Entre réalité et fantastique, entre héritage et imaginaire, Francis Gruber décline une « moderne » mélancolie qui remonte à Dürer. Elle s’exprime dans un certain immobilisme, par un cadrage de plus en plus serré dans ses scènes d’intérieur où posent ses modèles. « La petite fille nue et maigre dans une forêt » dont parle Aragon, aspire à se redresser. Giacometti lui répond avec l’Homme qui marche. Un semblable désarroi semble les habiter. Sous la forme d’une allégorie imagée qui s’illumine des effets de glacis dans les dernières peintures de Gruber, celui-ci parvient à un aspect glacé par l’emploi de siccatifs dans la composition des pigments qui accentuent le caractère atemporel de ses sujets immergés dans un champ lumineux  et froid.
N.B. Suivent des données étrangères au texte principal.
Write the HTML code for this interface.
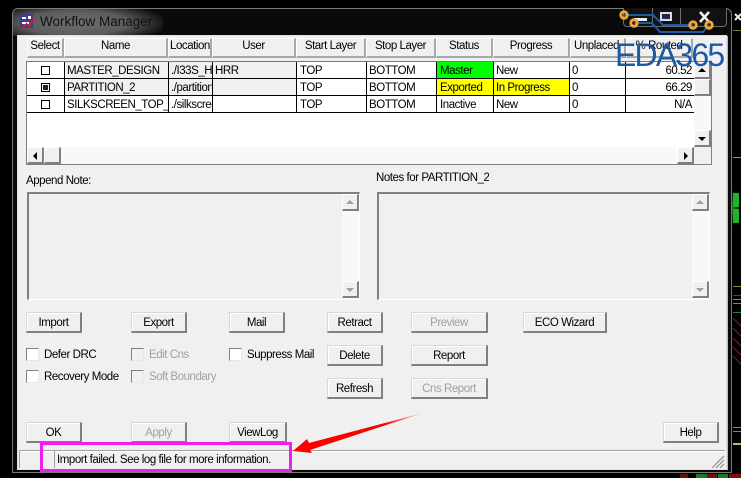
<!DOCTYPE html>
<html><head><meta charset="utf-8"><style>
html,body{margin:0;padding:0;background:#000;}
body{width:741px;height:478px;overflow:hidden;position:relative;font:11.5px/14px "Liberation Sans",sans-serif;letter-spacing:-.45px;color:#000;}
div{position:absolute;box-sizing:border-box;white-space:nowrap;overflow:hidden;}
.b{background:#f0f0f0;border-top:1px solid #d8d8d8;border-left:1px solid #d8d8d8;border-right:2px solid #808080;border-bottom:2px solid #808080;box-shadow:inset 1px 1px #fff;text-align:center;height:21px;line-height:21px;}
.d{color:#a0a0a0;}
.h{top:38px;height:20px;background:#f0f0f0;border-left:1px solid #fff;border-top:1px solid #fff;border-right:2px solid #a8a8a8;border-bottom:2px solid #a8a8a8;text-align:center;line-height:15px;}
.c{height:17px;line-height:19px;padding-left:3px;border-right:1px solid #000;border-bottom:1px solid #000;}
.g{background:#f0f0f0;}
.w{background:#fff;}
.l{position:absolute;}
.cb{width:13px;height:13px;background:#fff;border-top:1px solid #808080;border-left:1px solid #808080;border-right:1px solid #e8e8e8;border-bottom:1px solid #e8e8e8;}
.cbd{background:#f0f0f0;}
.t{line-height:14px;}
.sb{background:#f0f0f0;border-top:1px solid #fff;border-left:1px solid #fff;border-right:2px solid #808080;border-bottom:2px solid #808080;}
</style></head><body>

<!-- window chrome -->
<div style="left:0;top:0;width:741px;height:478px;background:#000"></div>
<div style="left:726px;top:190px;width:15px;height:36px;background:radial-gradient(ellipse 8px 18px at 7px 18px,#1a7a22 0%,rgba(0,0,0,0) 100%)"></div>
<div style="left:12px;top:8px;width:720px;height:465px;border:1px solid #7a7a7a;border-radius:6px 6px 0 0;background:#0a0a0a"></div>
<div style="left:13px;top:9px;width:150px;height:27px;background:radial-gradient(ellipse 95px 22px at 62px 14px,#6e6e6e 0%,#5c5c5c 55%,rgba(20,20,20,0) 100%)"></div>
<div style="left:40px;top:13px;height:18px;line-height:18px;font-size:13.5px;letter-spacing:0;color:#10121a">Workflow Manager</div>

<svg class="l" style="left:19px;top:13px" width="18" height="18" viewBox="0 0 18 18">
<rect x="1" y="1" width="13" height="14" fill="#3a3f88"/><path d="M3 4h4v2H3zM9 3h3v3H9zM3 9h7v2H3z" fill="#fff"/><path d="M1 17L8 9l1 4 6-9 1 1-6 10-2-4-5 6z" fill="#f01818"/>
</svg>

<!-- client area -->
<div style="left:17px;top:35px;width:710px;height:435px;border:1px solid #e0e0e0;background:#f0f0f0"></div>
<div style="left:727px;top:36px;width:1px;height:434px;background:#bbb"></div>

<!-- window buttons -->
<div style="left:623px;top:8px;width:104px;height:19px;border:1px solid #6c6c6c;border-top:0;border-radius:0 0 4px 4px;background:#111"></div>
<div style="left:652px;top:8px;width:1px;height:18px;background:#6c6c6c"></div>
<div style="left:680px;top:8px;width:1px;height:18px;background:#6c6c6c"></div>
<div style="left:634px;top:18px;width:13px;height:3px;background:#f0f0f0"></div>
<div style="left:660px;top:12px;width:12px;height:9px;border:2px solid #ddd;background:#1a2a4a"></div>
<svg class="l" style="left:698px;top:11px" width="13" height="12" viewBox="0 0 13 12"><path d="M2 1l9 10M11 1L2 11" stroke="#f0f0f0" stroke-width="2.6" fill="none"/></svg>

<!-- table header -->
<div class="h" style="left:27px;width:37px">Select</div>
<div class="h" style="left:64px;width:104px">Name</div>
<div class="h" style="left:168px;width:44px;text-align:left;padding-left:1px">Location</div>
<div class="h" style="left:212px;width:84px">User</div>
<div class="h" style="left:296px;width:70px">Start Layer</div>
<div class="h" style="left:366px;width:70px">Stop Layer</div>
<div class="h" style="left:436px;width:57px">Status</div>
<div class="h" style="left:493px;width:77px">Progress</div>
<div class="h" style="left:570px;width:56px;text-align:left;padding-left:3px">Unplaced</div>
<div class="h" style="left:626px;width:67px">% Routed</div>

<!-- list -->
<div style="left:26px;top:61px;width:686px;height:104px;background:#fff;border:1px solid #808080;border-top:2px solid #777"></div>

<div class="c w" style="left:27px;top:62px;width:38px"></div>
<div class="c g" style="left:65px;top:62px;width:104px;padding-left:2px">MASTER_DESIGN</div>
<div class="c g" style="left:169px;top:62px;width:44px;padding-left:2px">./I33S_HRR</div>
<div class="c g" style="left:213px;top:62px;width:84px;padding-left:2px">HRR</div>
<div class="c w" style="left:297px;top:62px;width:70px">TOP</div>
<div class="c w" style="left:367px;top:62px;width:70px;padding-left:2px">BOTTOM</div>
<div class="c" style="left:437px;top:62px;width:57px;background:#0f0">Master</div>
<div class="c w" style="left:494px;top:62px;width:76px;padding-left:2px">New</div>
<div class="c w" style="left:570px;top:62px;width:56px;padding-left:2px">0</div>
<div class="c w" style="left:626px;top:62px;width:68px;text-align:right;padding-right:2px;border-right:0">60.52</div>

<div class="c w" style="left:27px;top:79px;width:38px"></div>
<div class="c g" style="left:65px;top:79px;width:104px;padding-left:2px">PARTITION_2</div>
<div class="c g" style="left:169px;top:79px;width:44px;padding-left:2px">./partition</div>
<div class="c g" style="left:213px;top:79px;width:84px"></div>
<div class="c w" style="left:297px;top:79px;width:70px">TOP</div>
<div class="c w" style="left:367px;top:79px;width:70px;padding-left:2px">BOTTOM</div>
<div class="c" style="left:437px;top:79px;width:57px;background:#ff0">Exported</div>
<div class="c" style="left:494px;top:79px;width:76px;background:#ff0;padding-left:2px">In Progress</div>
<div class="c w" style="left:570px;top:79px;width:56px;padding-left:2px">0</div>
<div class="c w" style="left:626px;top:79px;width:68px;text-align:right;padding-right:2px;border-right:0">66.29</div>

<div class="c w" style="left:27px;top:96px;width:38px"></div>
<div class="c w" style="left:65px;top:96px;width:104px;padding-left:2px">SILKSCREEN_TOP_</div>
<div class="c w" style="left:169px;top:96px;width:44px;padding-left:2px">./silkscreen</div>
<div class="c w" style="left:213px;top:96px;width:84px"></div>
<div class="c w" style="left:297px;top:96px;width:70px">TOP</div>
<div class="c w" style="left:367px;top:96px;width:70px;padding-left:2px">BOTTOM</div>
<div class="c w" style="left:437px;top:96px;width:57px">Inactive</div>
<div class="c w" style="left:494px;top:96px;width:76px;padding-left:2px">New</div>
<div class="c w" style="left:570px;top:96px;width:56px;padding-left:2px">0</div>
<div class="c w" style="left:626px;top:96px;width:68px;text-align:right;padding-right:2px;border-right:0">N/A</div>

<!-- row checkboxes -->
<div style="left:41px;top:66px;width:9px;height:9px;border:1px solid #000;background:#fff"></div>
<div style="left:41px;top:83px;width:9px;height:9px;border:1px solid #000;background:#fff"></div>
<div style="left:43px;top:85px;width:5px;height:5px;background:#222"></div>
<div style="left:41px;top:100px;width:9px;height:9px;border:1px solid #000;background:#fff"></div>

<!-- table scrollbars -->
<div style="left:27px;top:147px;width:667px;height:17px;background:#f8f8f8"></div>
<div class="sb" style="left:27px;top:147px;width:17px;height:17px"></div>
<div style="left:33px;top:152px;width:0;height:0;border:4px solid transparent;border-right:4px solid #000;border-left:0"></div>
<div class="sb" style="left:44px;top:147px;width:17px;height:17px"></div>
<div class="sb" style="left:677px;top:147px;width:17px;height:17px"></div>
<div style="left:684px;top:152px;width:0;height:0;border:4px solid transparent;border-left:4px solid #000;border-right:0"></div>
<div style="left:694px;top:62px;width:17px;height:85px;background:#f8f8f8"></div>
<div class="sb" style="left:694px;top:62px;width:17px;height:17px"></div>
<div style="left:698px;top:68px;width:0;height:0;border:4px solid transparent;border-bottom:4px solid #000;border-top:0"></div>
<div class="sb" style="left:694px;top:79px;width:17px;height:17px"></div>
<div class="sb" style="left:694px;top:130px;width:17px;height:17px"></div>
<div style="left:698px;top:137px;width:0;height:0;border:4px solid transparent;border-top:4px solid #000;border-bottom:0"></div>
<div style="left:694px;top:147px;width:17px;height:17px;background:#f0f0f0"></div>

<!-- notes -->
<div class="t" style="left:26px;top:174px">Append Note:</div>
<div class="t" style="left:376px;top:171px">Notes for PARTITION_2</div>

<div style="left:27px;top:192px;width:333px;height:108px;background:#f0f0f0;border-top:2px solid #808080;border-left:2px solid #808080;border-right:1px solid #fff;border-bottom:1px solid #fff"></div>
<div style="left:342px;top:194px;width:17px;height:105px;background:#f8f8f8"></div>
<div class="sb" style="left:342px;top:194px;width:17px;height:17px"></div>
<div style="left:346px;top:200px;width:0;height:0;border:4px solid transparent;border-bottom:4px solid #a0a0a0;border-top:0"></div>
<div class="sb" style="left:342px;top:281px;width:17px;height:17px"></div>
<div style="left:346px;top:288px;width:0;height:0;border:4px solid transparent;border-top:4px solid #a0a0a0;border-bottom:0"></div>

<div style="left:377px;top:192px;width:333px;height:108px;background:#f0f0f0;border-top:2px solid #808080;border-left:2px solid #808080;border-right:1px solid #fff;border-bottom:1px solid #fff"></div>
<div style="left:692px;top:194px;width:17px;height:105px;background:#f8f8f8"></div>
<div class="sb" style="left:692px;top:194px;width:17px;height:17px"></div>
<div style="left:696px;top:200px;width:0;height:0;border:4px solid transparent;border-bottom:4px solid #a0a0a0;border-top:0"></div>
<div class="sb" style="left:692px;top:281px;width:17px;height:17px"></div>
<div style="left:696px;top:288px;width:0;height:0;border:4px solid transparent;border-top:4px solid #a0a0a0;border-bottom:0"></div>

<!-- buttons -->
<div class="b" style="left:26px;top:312px;width:56px">Import</div>
<div class="b" style="left:131px;top:312px;width:56px">Export</div>
<div class="b" style="left:229px;top:312px;width:56px">Mail</div>
<div class="b" style="left:327px;top:312px;width:56px">Retract</div>
<div class="b" style="left:327px;top:345px;width:56px">Delete</div>
<div class="b" style="left:327px;top:378px;width:56px">Refresh</div>
<div class="b d" style="left:411px;top:312px;width:77px">Preview</div>
<div class="b" style="left:411px;top:345px;width:77px">Report</div>
<div class="b d" style="left:411px;top:378px;width:77px">Cns Report</div>
<div class="b" style="left:523px;top:312px;width:84px">ECO Wizard</div>
<div class="b" style="left:26px;top:422px;width:56px">OK</div>
<div class="b d" style="left:131px;top:422px;width:56px">Apply</div>
<div class="b" style="left:229px;top:422px;width:58px">ViewLog</div>
<div class="b" style="left:663px;top:422px;width:56px">Help</div>

<!-- checks -->
<div class="cb" style="left:26px;top:348px"></div><div class="t" style="left:44px;top:348px">Defer DRC</div>
<div class="cb" style="left:26px;top:370px"></div><div class="t" style="left:44px;top:370px">Recovery Mode</div>
<div class="cb cbd" style="left:131px;top:348px"></div><div class="t d" style="left:149px;top:348px">Edit Cns</div>
<div class="cb cbd" style="left:131px;top:370px"></div><div class="t d" style="left:149px;top:370px">Soft Boundary</div>
<div class="cb" style="left:229px;top:348px"></div><div class="t" style="left:247px;top:348px">Suppress Mail</div>

<!-- status bar -->
<div style="left:19px;top:450px;width:706px;height:1px;background:#a0a0a0"></div>
<div style="left:19px;top:451px;width:706px;height:1px;background:#fff"></div>
<div style="left:19px;top:450px;width:1px;height:18px;background:#a0a0a0"></div>
<div style="left:54px;top:450px;width:1px;height:18px;background:#a0a0a0"></div>
<div class="t" style="left:57px;top:453px">Import failed. See log file for more information.</div>
<svg class="l" style="left:711px;top:455px" width="14" height="13" viewBox="0 0 14 13"><path d="M13 1L1 13M13 5L5 13M13 9L9 13" stroke="#999" stroke-width="1.3" fill="none"/></svg>

<!-- annotation -->
<div style="left:40px;top:442px;width:252px;height:30px;border:3px solid #f01ff0;background:transparent"></div>
<svg class="l" style="left:280px;top:400px" width="150" height="70" viewBox="0 0 150 70"><defs><linearGradient id="a" x1="0" x2="1" y1="0" y2="0"><stop offset=".7" stop-color="#f00"/><stop offset="1" stop-color="#f00" stop-opacity=".15"/></linearGradient></defs><path d="M13 51L27 39l2 4L143 13 30 50l2 3z" fill="url(#a)"/></svg>

<!-- logo -->
<svg class="l" style="left:615px;top:5px" width="105" height="32" viewBox="0 0 105 32">
<path d="M9 10H38L48 20H78M19 18H37L45 27H88L94 20" stroke="#1a5aa6" stroke-width="2" fill="none"/>
<g fill="none" stroke="#f2a534" stroke-width="3"><circle cx="9" cy="10" r="3.2"/><circle cx="19" cy="18" r="3.2"/><circle cx="78" cy="20" r="3.2"/><circle cx="94" cy="20" r="3.2"/></g>
</svg>
<div style="left:615px;top:39px;height:32px;width:120px;line-height:32px;font-size:32px;color:#1a5aa6;letter-spacing:-1.8px">EDA365</div>

<!-- background on the right -->
<svg class="l" style="left:733px;top:0" width="8" height="478" viewBox="0 0 8 478">
<path d="M2 14l6 6M2 20l6-6" stroke="#eee" stroke-width="2"/>
<rect x="0" y="30" width="8" height="1" fill="#5a8a30"/>
<rect x="0" y="157" width="8" height="1" fill="#d08040"/>
<rect x="0" y="193" width="6" height="14" fill="#22b030"/><rect x="0" y="209" width="6" height="14" fill="#22b030"/>
<rect x="0" y="286" width="8" height="1" fill="#6a9a30"/><rect x="0" y="295" width="8" height="1" fill="#2040d0"/><rect x="0" y="299" width="8" height="1" fill="#6a9a30"/><rect x="0" y="303" width="8" height="1" fill="#6a9a30"/><rect x="0" y="312" width="8" height="1" fill="#208030"/>
<path d="M0 318l8 8M0 328l8 8M0 338l8 8M0 347l8 8M0 356l8 8" stroke="#901818"/>
<rect x="0" y="427" width="8" height="1" fill="#6a9a30"/><rect x="0" y="431" width="8" height="1" fill="#6a9a30"/><rect x="0" y="443" width="8" height="2" fill="#c8b070"/>
</svg>
<svg class="l" style="left:680px;top:473px" width="61" height="5" viewBox="0 0 61 5"><rect x="0" y="1" width="8" height="4" fill="#601010"/><rect x="16" y="1" width="11" height="4" fill="#1a7a20"/><rect x="27" y="1" width="10" height="4" fill="#701010"/><rect x="38" y="1" width="10" height="4" fill="#1a7a20"/><rect x="49" y="1" width="12" height="4" fill="#801010"/></svg>
</body></html>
Il est à l’unisson de Giacometti qui interroge les médiums mixtes avec la rage des grattages facilitant l’érosion des masses et la perméabilité des formes à la lumière.
Giacometti et Gruber tentent l’un et l’autre de dompter le mystère du monde qui reste dissimulé derrière celui-ci.  
En ultime hommage à son complice et ami Francis Gruber, Giacometti dessine sa pierre tombale au cimetière de Thomery en forêt de Fontainebleau.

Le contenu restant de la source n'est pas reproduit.